Naanen noted that the loan problem of the 1970s and 1980s was a major problem to Nigeria and other developing countries because it was largely consumption and not investment loans. Many countries like Brazil that we’re able to invest heavily in infrastructure were able to pay because the investments yielded the returns.

“If the government is borrowing and investing in infrastructure, I don’t have many complaints. The fundamental problem of our lack of economic growth stems from the lack of infrastructure… We have deficit infrastructure and that does not augur well for the economy. I will call for more openness, more transparency in these multilateral and bilateral transactions,” he said.

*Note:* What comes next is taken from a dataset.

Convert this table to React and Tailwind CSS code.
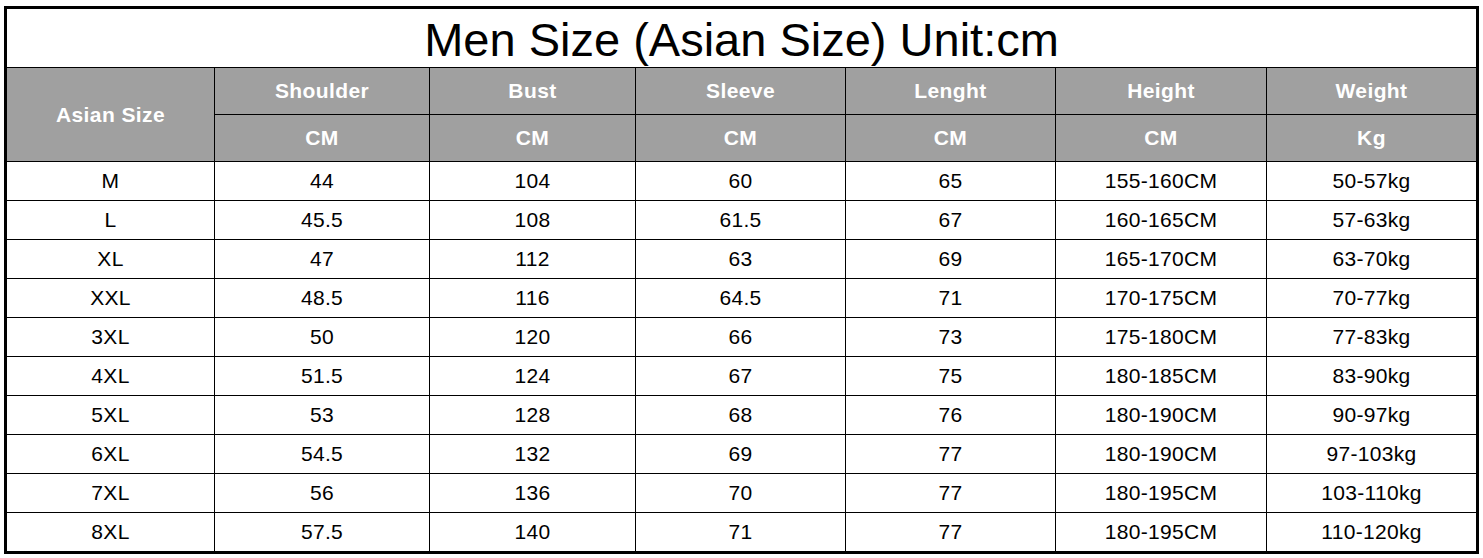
import React from "react";

const rows = [
  ["M", "44", "104", "60", "65", "155-160CM", "50-57kg"],
  ["L", "45.5", "108", "61.5", "67", "160-165CM", "57-63kg"],
  ["XL", "47", "112", "63", "69", "165-170CM", "63-70kg"],
  ["XXL", "48.5", "116", "64.5", "71", "170-175CM", "70-77kg"],
  ["3XL", "50", "120", "66", "73", "175-180CM", "77-83kg"],
  ["4XL", "51.5", "124", "67", "75", "180-185CM", "83-90kg"],
  ["5XL", "53", "128", "68", "76", "180-190CM", "90-97kg"],
  ["6XL", "54.5", "132", "69", "77", "180-190CM", "97-103kg"],
  ["7XL", "56", "136", "70", "77", "180-195CM", "103-110kg"],
  ["8XL", "57.5", "140", "71", "77", "180-195CM", "110-120kg"],
];

const heads = ["Shoulder", "Bust", "Sleeve", "Lenght", "Height", "Weight"];
const units = ["CM", "CM", "CM", "CM", "CM", "Kg"];

export default function App() {
  return (
    <div className="w-[1483px] h-[558px] bg-white pl-[4px] pt-[6px] font-['Liberation_Sans',Arial,sans-serif]">
      <div className="w-[1475px] border-[3px] border-black bg-black">
        <div className="h-[58px] bg-white flex items-center justify-center text-[47px] text-black leading-none pt-[3px]">
          Men Size (Asian Size) Unit:cm
        </div>
        <div className="grid grid-cols-[207px_214px_205px_209px_209px_210px_209px] grid-rows-[46px_46px_repeat(10,38px)] gap-px pt-px bg-black">
          <div className="row-span-2 bg-[#a0a0a0] text-white font-bold text-[21px] tracking-[0.4px] flex items-center justify-center">
            Asian Size
          </div>
          {heads.map((h) => (
            <div key={h} className="bg-[#a0a0a0] text-white font-bold text-[21px] tracking-[0.4px] flex items-center justify-center">
              {h}
            </div>
          ))}
          {units.map((u, i) => (
            <div key={i} className="bg-[#a0a0a0] text-white font-bold text-[21px] tracking-[0.4px] flex items-center justify-center">
              {u}
            </div>
          ))}
          {rows.map((r, i) =>
            r.map((c, j) => (
              <div key={i + "-" + j} className="bg-white text-black text-[21px] tracking-[0.3px] flex items-center justify-center">
                {c}
              </div>
            ))
          )}
        </div>
      </div>
    </div>
  );
}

Another financial economics expert, Dominic Essien, said the obsession for Chinese loans was not driven by any altruist motive, but corruption and greed by government officials.

“Anybody that has economic power controls your life indirectly. It is a new form of colonialism. The cost of building and repairing an airport is not as expensive as the monies that were returned as Abacha’s loot, as well as those stolen in this government or even under Goodluck Jonathan. If you want us to use the resources we have and judiciously apply them, it would take care of our infrastructural setbacks. We might not borrow as much as we are borrowing now,” he said.

The economist warned that Nigeria and Africa countries must be careful of Chinese loans as China could ride on that to take over some key critical assets.

“If I know that I will make $20m extra for myself, I will push and advance that we borrow and collect my own quietly. Corruption is what is making us go outside to look for money. It will impact on the GDP and the future income stream of the economy. So, if oil becomes reasonably priced, we will still be paying for money that people have taken away,” he said.

The Minister of Finance, Budget and National Planning, Mrs. Zainab Shamsuna Ahmed, was not forthcoming on conditions for contracted loans, and the projects that they are meant to be used for despite repeated calls and messages.